September 30, 2020October 1, 2020

December 21, 2020 The Martyr and the Traitor: Nathan Hale, Moses Dunbar, and the American Revolution

OnLine Meeting

The speaker will be Virginia DeJohn Anderson. She is a history professor at the University of Colorado. Dr. Anderson has co-authored a U.S. history textbook, and three books on history. Her last book, The Martyr and the Traitor: Nathan Hale, Moses Dunbar, and the American Revolution, was the honorable mention recipient of the ARRTOP 2017 Book of the Year award. In addition to contrasting the lives of Nathaniel Hale and Moses Dunbar, Dr. Anderson’s book examines in great detail how the Revolutionary War impacted towns and non-soldiers in Connecticut.

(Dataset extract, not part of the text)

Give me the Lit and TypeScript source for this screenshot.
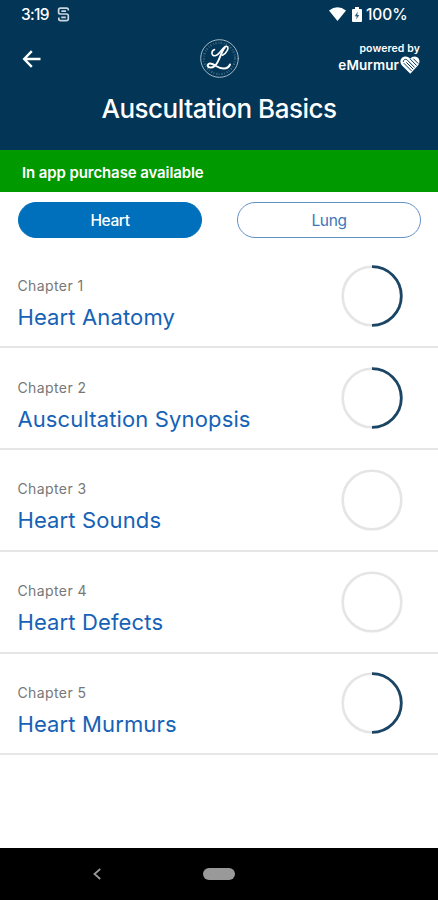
import { LitElement, html, svg, css } from "lit";
import { customElement, property } from "lit/decorators.js";

interface Chapter {
  title: string;
  progress: number;
}

const CHAPTERS: Chapter[] = [
  { title: "Heart Anatomy", progress: 0.5 },
  { title: "Auscultation Synopsis", progress: 0.5 },
  { title: "Heart Sounds", progress: 0 },
  { title: "Heart Defects", progress: 0 },
  { title: "Heart Murmurs", progress: 0.5 },
];

@customElement("progress-ring")
export class ProgressRing extends LitElement {
  @property({ type: Number }) value = 0;

  static styles = css`
    :host { display: block; width: 62px; height: 62px; }
    svg { display: block; }
    .track { fill: none; stroke: #e5e5e5; stroke-width: 2.6; }
    .bar { fill: none; stroke: #1a4565; stroke-width: 2.8; }
  `;

  render() {
    return html`<svg width="62" height="62" viewBox="0 0 62 62">
      <circle class="track" cx="31" cy="31" r="29.3" />
      ${this.value > 0
        ? svg`<circle class="bar" cx="31" cy="31" r="29.3" pathLength="100"
            stroke-dasharray="${this.value * 100} 100" transform="rotate(-90 31 31)" />`
        : null}
    </svg>`;
  }
}

@customElement("chapter-row")
export class ChapterRow extends LitElement {
  @property({ type: Number }) number = 1;
  @property() heading = "";
  @property({ type: Number }) progress = 0;

  static styles = css`
    :host {
      display: flex;
      align-items: center;
      justify-content: space-between;
      box-sizing: border-box;
      height: 101.8px;
      padding: 0 35px 0 17.4px;
      border-bottom: 2px solid #e6e6e6;
    }
    .text { display: flex; flex-direction: column; padding-top: 15px; }
    .label { font-size: 14px; line-height: 20px; letter-spacing: 0.42px; color: #777; }
    .title { margin-top: 6px; font-size: 22px; line-height: 30px; letter-spacing: 0.14px; color: #1562b6; white-space: nowrap; }
  `;

  render() {
    return html`
      <div class="text">
        <span class="label">Chapter ${this.number}</span>
        <span class="title">${this.heading}</span>
      </div>
      <progress-ring .value=${this.progress}></progress-ring>
    `;
  }
}

@customElement("app-root")
export class AppRoot extends LitElement {
  static styles = css`
    :host {
      display: flex;
      flex-direction: column;
      width: 438px;
      height: 900px;
      overflow: hidden;
      background: #fff;
      font-family: Inter, "Liberation Sans", sans-serif;
    }
    svg { display: block; flex: none; }
    header { height: 150px; background: #023556; color: #fff; flex: none; }
    .status { display: flex; align-items: center; height: 28px; padding: 0 31px 0 21px; font-size: 15.5px; font-weight: 500; }
    .time { letter-spacing: -0.7px; width: 28px; white-space: nowrap; }
    .notice { margin-left: 8px; }
    .wifi { margin-left: auto; }
    .battery { margin: 0 4px 0 6px; }
    .percent { width: 41px; white-space: nowrap; letter-spacing: -0.1px; }
    .bar { display: grid; grid-template-columns: 1fr 40px 1fr; align-items: center; height: 61px; padding: 0 19px 0 21px; }
    .brand { justify-self: end; text-align: right; margin-right: -1px; }
    .powered { font-size: 10.5px; line-height: 13px; font-weight: 600; letter-spacing: 0.1px; }
    .name { display: flex; align-items: center; justify-content: flex-end; gap: 1px; font-size: 13.5px; line-height: 20px; font-weight: 600; letter-spacing: 0.1px; }
    h1 { margin: 2px 0 0; text-align: center; font-size: 26px; line-height: 36px; font-weight: 500; letter-spacing: -0.5px; }
    .promo { display: flex; align-items: center; flex: none; box-sizing: border-box; height: 42px; padding: 3px 22px 0; background: #090; color: #fff; font-size: 15px; font-weight: 600; letter-spacing: -0.1px; }
    .tabs { display: flex; justify-content: space-between; flex: none; padding: 10px 17px 0 18px; box-sizing: border-box; height: 54.4px; }
    .tab { box-sizing: border-box; width: 184px; height: 36px; border: 1.3px solid #6291c8; border-radius: 18px; background: #fff; color: #3c76b9; font: 400 15.5px/33px Inter, sans-serif; letter-spacing: -0.4px; padding: 0; text-align: center; }
    .tab.active { background: #0070bd; border-color: #0070bd; color: #fff; font-weight: 500; }
    main { flex: 1; display: flex; flex-direction: column; }
    .nav { display: flex; align-items: center; flex: none; height: 52px; background: #000; }
    .back { margin-left: 92px; }
    .home { margin-left: 101px; width: 32px; height: 12px; border-radius: 6px; background: #999; }
  `;

  render() {
    return html`
      <header>
        <div class="status">
          <span class="time">3:19</span>
          <svg class="notice" width="13" height="15" viewBox="0 0 13 15" fill="none" stroke="#c9d6e0" stroke-width="1.7">
            <path d="M11.3 3.6V2.6Q11.3 1.2 9.8 1.2H3.4Q1.6 1.2 1.6 3V5.2Q1.6 7 3.4 7H9.5Q11.3 7 11.3 8.8V11.8Q11.3 13.7 9.3 13.7H3.6Q1.8 13.7 1.8 11.8V10.4M4.4 4.1H9M4.2 10.3H8.8" />
          </svg>
          <svg class="wifi" width="17" height="14" viewBox="0 0 17 14"><path d="M0 3.6Q8.5-3 17 3.6L8.5 14Z" fill="#fff" /></svg>
          <svg class="battery" width="10" height="15" viewBox="0 0 10 15">
            <path d="M3 0h4v2h2q1 0 1 1v11q0 1-1 1H1q-1 0-1-1V3q0-1 1-1h2z" fill="#fff" />
            <path d="M5.8 4.5 2.7 9.2h2L4.2 12.6 7.3 7.9h-2z" fill="#315b75" />
          </svg>
          <span class="percent">100%</span>
        </div>
        <div class="bar">
          <svg width="20" height="20" viewBox="0 0 20 20" fill="none" stroke="#fff" stroke-width="2.4">
            <path d="M19.5 10H3.5M10.8 2.2 3.2 10l7.6 7.8" />
          </svg>
          <svg width="40" height="40" viewBox="0 0 40 40" fill="none" stroke-linecap="round">
            <circle cx="19.5" cy="19.5" r="18.8" stroke="#a7bac8" stroke-width="1" />
            <circle cx="19.5" cy="19.5" r="15.6" stroke="#819cae" stroke-width="2.2" stroke-linecap="butt" stroke-dasharray="1.1 2.1 .7 1.4" opacity=".55" />
            <path d="M14.5 10.5C11 12 11 17 15 16.8 20.5 16 22 7.2 26.5 7.2 30 8.2 26.5 14.5 22.5 16.2" stroke="#fff" stroke-width="1.6" />
            <path d="M24.8 8.5C20.5 13 19.5 23.5 14.5 27.2 11 29.6 7.2 28.4 7.8 26 9 23.3 13 25 16 27 20.5 29.8 27.5 31.5 30 25.5" stroke="#fff" stroke-width="2" />
          </svg>
          <div class="brand">
            <div class="powered">powered by</div>
            <div class="name">
              <span>eMurmur</span>
              <svg width="20" height="18" viewBox="0 0 20 18">
                <path d="M10.3 17.8 1.7 9.2C-1.4 5 1.4.5 5.5.5 7.8.5 9.2 1.5 10.2 2.8 11.4 1.2 13 .5 14.8.5 19 .7 21 5.5 18.2 9.2Z" fill="#fff" />
                <path d="M10.2 3 16.7 9.6M13.3 2.6 18.3 7.6M3.4 5.8C3.3 3.4 5.8 2.6 7.5 4.3L14.7 11.5M3.8 7.2 11.8 15.2M6.3 6.3 13.2 13.2" fill="none" stroke="#023556" stroke-width="1" />
              </svg>
            </div>
          </div>
        </div>
        <h1>Auscultation Basics</h1>
      </header>
      <div class="promo">In app purchase available</div>
      <div class="tabs">
        <button class="tab active">Heart</button>
        <button class="tab">Lung</button>
      </div>
      <main>
        ${CHAPTERS.map(
          (c, i) => html`<chapter-row .number=${i + 1} .heading=${c.title} .progress=${c.progress}></chapter-row>`
        )}
      </main>
      <div class="nav">
        <svg class="back" width="10" height="12" viewBox="0 0 10 12" fill="none" stroke="#999" stroke-width="1.8"><path d="M8.2 1 2.5 6l5.7 5" /></svg>
        <div class="home"></div>
      </div>
    `;
  }
}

In September 1776, two men from Connecticut each embarked on a dangerous mission. One of the men, a soldier disguised as a schoolmaster, made his way to British-controlled Manhattan and began furtively making notes and sketches to bring back to the beleaguered Continental Army general, George Washington. The other man traveled to New York to accept a captain’s commission in a loyalist regiment before returning home to recruit others to join British forces. Neither man completed his mission. Both met their deaths at the end of a hangman’s rope, one executed as a spy for the American cause and the other as a traitor to it.

2017 ARRTOP Book of the Year Award (Honorable Mention)

Neither Nathan Hale nor Moses Dunbar deliberately set out to be a revolutionary or a loyalist, yet both suffered the same fate. They died when there was every indication that Britain would win the American Revolution. Had that been the outcome, Dunbar, convicted of treason and since forgotten, might well be celebrated as a martyr. And Hale, caught spying on the British, would likely be remembered as a traitor, rather than a Revolutionary hero.

In The Martyr and the Traitor, Virginia DeJohn Anderson offers an intertwined narrative of men from very similar backgrounds and reveals how their relationships within their families and communities became politicized as the imperial crisis with Britain erupted. She explores how these men forged their loyalties in perilous times and believed the causes for which they died to be honorable. Through their experiences, The Martyr and the Traitor illuminates the impact of the Revolution on ordinary lives and how the stories of patriots and loyalists were remembered and forgotten after independence.